Mon, 18/03/2013 - 10:06
Altin has received requests from two minority shareholders to place items on the agenda of the next shareholders meeting.
The first minority shareholder, holding ca. 1.5 per cent of Altin’s shares, has requested to place the following items on the agenda:
• Partial dissolution of the legal reserve from capital contribution and withholding tax exempt repayment of legal reserve from capital contribution of CHF8.40 per registered share.
• Share capital reduction from CHF17 to CHF0.05 and repayment of reduction in nominal value. The board of directors shall be mandated to submit a respective proposal to an extraordinary general meeting within two months after the next annual general meeting.
• Reduction of share capital by mandating the board of directors to buy-back a maximum amount of 10 per cent of the shares of the company at market prices via the second line and subsequent cancellation of said shares.
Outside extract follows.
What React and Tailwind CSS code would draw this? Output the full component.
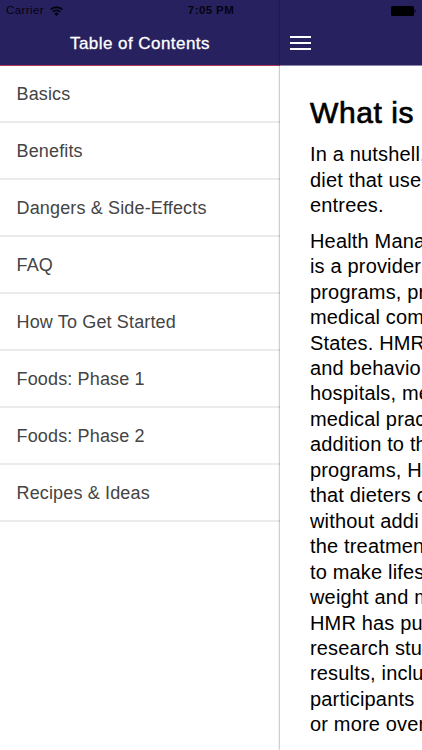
import React from 'react';

const chapters = [
  'Basics',
  'Benefits',
  'Dangers & Side-Effects',
  'FAQ',
  'How To Get Started',
  'Foods: Phase 1',
  'Foods: Phase 2',
  'Recipes & Ideas',
];

const intro = ['In a nutshell,', 'diet that use', 'entrees.'];

const body = [
  'Health Mana',
  'is a provider',
  'programs, pr',
  'medical com',
  'States. HMR',
  'and behavio',
  'hospitals, me',
  'medical prac',
  'addition to th',
  'programs, H',
  'that dieters c',
  'without addi',
  'the treatmen',
  'to make lifes',
  'weight and m',
  'HMR has pu',
  'research stu',
  'results, inclu',
  'participants ',
  'or more over',
];

const WifiIcon = () => (
  <svg width="13" height="10" viewBox="0 0 12 9" fill="none" stroke="#04030f">
    <path d="M0.6 3.3a7.6 7.6 0 0 1 10.8 0" strokeWidth="1.7" />
    <path d="M2.5 5.4a4.9 4.9 0 0 1 7 0" strokeWidth="1.5" />
    <path d="M6 9 4 7a2.8 2.8 0 0 1 4 0z" fill="#04030f" stroke="none" />
  </svg>
);

const BatteryIcon = () => (
  <svg width="25" height="10" viewBox="0 0 25 10" fill="#000">
    <rect x="0" y="0" width="23" height="10" rx="1.5" />
    <path d="M23.6 3.3c1.5.4 1.5 3 0 3.4z" />
  </svg>
);

const Paragraph = ({ lines }) => (
  <p className="text-[20px] leading-[25.45px] tracking-[0.17px] text-black whitespace-nowrap">
    {lines.map((line) => (
      <span key={line} className="block">{line}</span>
    ))}
  </p>
);

const App = () => {
  return (
    <div className="relative w-[422px] h-[750px] flex overflow-hidden bg-white font-['Liberation_Sans',Arial,sans-serif]">
      {/* Side menu */}
      <aside className="w-[280px] shrink-0 flex flex-col">
        <header className="h-[66px] shrink-0 bg-[#28215f] border-b border-[#b0385c] pt-[22px]">
          <h1 className="h-[43px] flex items-center justify-center text-[17px] tracking-[0.45px] text-white [-webkit-text-stroke:0.3px_white]">
            Table of Contents
          </h1>
        </header>
        <nav>
          {chapters.map((chapter) => (
            <a
              key={chapter}
              className="h-[57px] flex items-center pl-[16.5px] pt-px text-[18px] tracking-[0.15px] text-[#444] border-b-2 border-[#ebebeb]"
            >
              {chapter}
            </a>
          ))}
        </nav>
      </aside>

      {/* Article panel */}
      <main className="flex-1 min-w-0 flex flex-col bg-white shadow-[0_0_2px_rgba(0,0,0,0.6)]">
        <header className="h-[66px] shrink-0 bg-[#28215f] border-b border-[#8b86ab] pt-9 pl-2.5">
          <button className="w-[21px] flex flex-col gap-1">
            <span className="h-0.5 w-full bg-white" />
            <span className="h-0.5 w-full bg-white" />
            <span className="h-0.5 w-full bg-white" />
          </button>
        </header>
        <article className="flex-1 overflow-hidden pl-[30px] pt-[29px]">
          <h2 className="text-[30px] leading-9 tracking-[0.6px] mb-[11px] text-black whitespace-nowrap [-webkit-text-stroke:0.7px_black]">
            What is
          </h2>
          <div className="flex flex-col gap-2.5 pt-[0.4px]">
            <Paragraph lines={intro} />
            <Paragraph lines={body} />
          </div>
        </article>
      </main>

      {/* Status bar */}
      <div className="absolute top-0 inset-x-0 h-[22px] grid grid-cols-3 items-center px-1.5 text-[11.5px] text-[#04030f]">
        <div className="flex items-center gap-1.5">
          <span className="tracking-[0.4px]">Carrier</span>
          <WifiIcon />
        </div>
        <span className="text-center font-bold tracking-[0.4px]">7:05 PM</span>
        <div className="flex justify-end">
          <BatteryIcon />
        </div>
      </div>
    </div>
  );
};

export default App;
It is further requested that, upon the completion of the buy-back, the board of directors shall call an extraordinary general meeting proposing to cancel shares, reduce share capital and initiate a new share buy-back programme aiming to buy back an additional 10 per cent of the outstanding shares, as long as the weighted average discount to NAV in the previous quarter is above seven per cent.
The second minority shareholder, holding circa 1.7 per cent of Altin’s shares, has proposed the election of Jérôme Müller and Jean-Michel Clerc as new members of the board of directors for a one-year term of office.
Since the requested items fall within the competence of the general meeting and comply with the applicable provisions of the code of obligations and the articles of association, they shall be put on the agenda of the forthcoming ordinary general meeting which is scheduled for 22 April 2013. Nevertheless, after a careful review of the requests of the first shareholder, Altin’s board of directors considers that they are not in the best interest of the majority of the shareholders and recommends rejecting these proposals. The candidature of the two new members proposed by the second shareholder will be examined by the board of directors.
Altin’s ordinary general meeting is scheduled for 22 April 2013. The deadline for registration in the shareholder’s register to vote at the ordinary general meeting is 12 April 2013.